Why Hispanic Heritage Month Wasn't Catholic

Juan Mata, a Mexican immigrant, really feels at home this month in the United States.

In October, he was honored along with 35 million other Hispanics across the country by Hispanic Heritage Month. Schools took time out to honor Latino literature, history, music, food and other cultural gems. Juan, however, like many Hispanics in the United States today, didn't feel a need to honor the religious heritage of most Hispanic Americans — the Catholic faith. Juan isn't Catholic.

Not long ago, when you met a person with a Hispanic name like Juan Mata you assumed that person was Catholic. History backed this common assumption. For centuries, Latin America has been overwhelmingly Catholic. The millions of Hispanics that came to live in the United States have traditionally held to the Catholic faith. Now, that's changing.

It's changing not because Hispanics no longer believe in God or religion like the progressive American secularist. Latinos do believe. In fact, 53% of Hispanics say they strongly believe in God, and only 4% professed a strong disbelief in God. If secularism isn't responsible for Hispanics abandoning Catholicism, what is?

The reason stems from an American religious cultural phenomenon commonly known as Church shopping. It consists in choosing a house of worship where you feel comfortable.

Although Protestant in nature, many Catholics see nothing wrong with the idea of choosing another Christian denomination if a person feels comfortable with that option. Many Hispanics have caught onto the American idea of a consumer approach to religion. The Church you chose depends on your personal needs and interest. For this reason, people need to shop around.

The need for everyone to feel at home within the Catholic Church raises a legitimate pastoral concern. This concern demands that we look for acceptable solutions. Yet it can never justify the notion of Church shopping since it contradicts one fundamental truth about Christianity: The fact there is one true Church.

With more than 20,000 different brands of Christianity in the United States, how can anyone recognize the true Christian Church? As early as the third century, Christians could distinguish four marks or characteristics of the true Church. We recall every Sunday at Mass in the Creed these marks: “We believe in one, holy, catholic, and apostolic Church.” Let's take a closer look at these marks.

For many, to claim that there is one church requires some explaining. The matter can be summarized like this: Jesus Christ, the founder of Christianity, founded one universal or Catholic Church for all his disciples or followers.

Consequently, he did not found many churches but one. This is not a matter of faith or belief but of history. Anyone who reads and studies the earliest Christians writers will discover that Christ founded one catholic Church, meaning one universal church for all Christians.

The Church is one basically because her founder — Jesus Christ — is one. Sacred Scripture emphasizes this: There is “One Lord, one faith, one baptism” (Ephesians 4:5). Despite the fact that Christ founded one Church, Christians remain divided into numerous factions. Reunification of Christians will occur when all Christians place the will of the Lord for one Church above their own. If the Church is one because of its founder, then it is holy as well because of its founder. Holiness marks another fundamental trait of the Catholic Church. Many wonder how the Catholic Church can stand by this claim with the scandalous behavior of some of its members recently in this country.

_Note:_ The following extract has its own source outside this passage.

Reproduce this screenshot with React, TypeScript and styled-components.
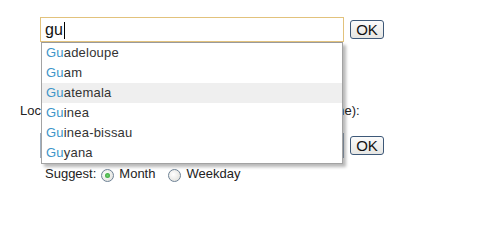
import styled, { createGlobalStyle } from 'styled-components'

const Global = createGlobalStyle`
  body {
    margin: 0;
    background: #fff;
    font-family: 'Liberation Sans', Arial, sans-serif;
    color: #222;
  }
`

const countries = ['Guadeloupe', 'Guam', 'Guatemala', 'Guinea', 'Guinea-bissau', 'Guyana']

const Page = styled.div`
  width: 480px;
  height: 201px;
  padding-top: 17px;
  box-sizing: border-box;
  overflow: hidden;
`

const Row = styled.div<{ $top?: number; $left?: number }>`
  display: flex;
  align-items: center;
  margin-top: ${({ $top }) => $top ?? 0}px;
  padding-left: ${({ $left }) => $left ?? 40}px;
`

const Field = styled.div`
  position: relative;
`

const TextInput = styled.div<{ $focused?: boolean }>`
  width: 304px;
  height: 25px;
  box-sizing: border-box;
  border: 1px solid ${({ $focused }) => ($focused ? '#e2c27c' : '#9fb0c2')};
  padding: 1px 4px 0;
  font-size: 16px;
  line-height: 22px;
  color: #111;
  display: flex;
  align-items: center;
`

const Caret = styled.span`
  display: inline-block;
  width: 1px;
  height: 17px;
  background: #000;
  margin-left: 1px;
`

const OkButton = styled.button`
  margin-left: 6px;
  width: 34px;
  height: 19px;
  padding: 0;
  box-sizing: border-box;
  border: 1px solid #3d5878;
  border-radius: 3px;
  background: linear-gradient(#fbfbfb, #e6e6e3);
  font-family: 'Liberation Sans', Arial, sans-serif;
  font-size: 15px;
  line-height: 17px;
  color: #111;
`

const Suggestions = styled.ul`
  position: absolute;
  top: 25px;
  left: 1px;
  width: 302px;
  margin: 0;
  padding: 0;
  list-style: none;
  box-sizing: border-box;
  background: #fff;
  border: 1px solid #a3a3a3;
  border-top-color: #9a9a9a;
  box-shadow: 3px 3px 3px rgba(0, 0, 0, 0.28);
  z-index: 2;
`

const Suggestion = styled.li<{ $active?: boolean }>`
  height: 20px;
  line-height: 20px;
  padding-left: 4px;
  font-size: 13px;
  letter-spacing: 0.2px;
  color: #333;
  background: ${({ $active }) => ($active ? '#efefef' : '#fff')};
`

const Match = styled.span`
  color: #3d95c9;
`

const Label = styled.div`
  padding-left: 20px;
  margin-top: 61px;
  font-size: 13px;
  line-height: 16px;
  white-space: nowrap;
`

const Options = styled.div`
  display: flex;
  align-items: center;
  padding-left: 45px;
  margin-top: 8px;
  font-size: 13px;
  line-height: 16px;
  color: #222;
`

const Radio = styled.span<{ $checked?: boolean }>`
  position: relative;
  width: 13px;
  height: 13px;
  box-sizing: border-box;
  border-radius: 50%;
  border: 1px solid #6e8296;
  background: radial-gradient(circle at 40% 40%, #ffffff, #dcdcd6);
  margin: 3px 5px 0 ${({ $checked }) => ($checked ? 5 : 13)}px;

  &::after {
    content: '';
    display: ${({ $checked }) => ($checked ? 'block' : 'none')};
    position: absolute;
    left: 3px;
    top: 3px;
    width: 5px;
    height: 5px;
    border-radius: 50%;
    background: radial-gradient(circle, #6fd26f, #2e9a2e);
  }
`

export default function App() {
  return (
    <Page>
      <Global />
      <Row>
        <Field>
          <TextInput $focused>
            gu
            <Caret />
          </TextInput>
          <Suggestions>
            {countries.map((c) => (
              <Suggestion key={c} $active={c === 'Guatemala'}>
                <Match>{c.slice(0, 2)}</Match>
                {c.slice(2)}
              </Suggestion>
            ))}
          </Suggestions>
        </Field>
        <OkButton>OK</OkButton>
      </Row>
      <Label>Location (type the first letters of a country or a town name):</Label>
      <Row $top={14}>
        <TextInput />
        <OkButton>OK</OkButton>
      </Row>
      <Options>
        Suggest:
        <Radio $checked />
        Month
        <Radio />
        Weekday
      </Options>
    </Page>
  )
}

The Church is holy in a way her members are not. Due to Christ's pure holiness as God and head of the Church, the Church will always remain holy in her doctrine, sacraments and moral precepts. In this sense, the Church draws her sanctity from an objective and inviolable holiness.

The fact that the Church poses an irrefutable holiness doesn't mean Catholics may do whatever they like. Let no one doubt this: Christ condemns sinful behavior. He will hold accountable those who persist in sinful lifestyles. Yet Christ remains forever merciful and forgiving. He calls everyone in his Church to holiness of life. If Christ calls everyone to holiness, this means his Church is universal, or catholic.

This is another mark of the Church founded by Christ. The word “catholic” means universal. There doesn't exist any other religion on the face of the earth with the ethnic, racial and cultural diversity like the Catholic Church. Christ extends a hand of welcome to everyone — without exception — who wishes to follow him. This invitation will remain until the end of time because the Church is apostolic.

This last mark of the Church points to the fact that Christ founded his Church upon the apostles and their successors, the bishops, to give continuity to its mission of evangelization. Christ commissioned his apostles to preach and to teach everything he taught them to others. The apostles, in turn, commissioned their successors, the bishops, to teach future generations of Christians what they received directly from the Lord Jesus. Consequently, in the Catholic Church, the teaching of Christ passes from one generation to the next through the apostles.

These marks of Christ's Church helped the early Christians to shun what we call today Church shopping.

These same marks can help us now to not go shopping for something we already have: the true Church of Jesus Christ.

Legionary Father Andrew McNair is a theology professor at Mater Ecclesiae College in Greenville, Rhode Island.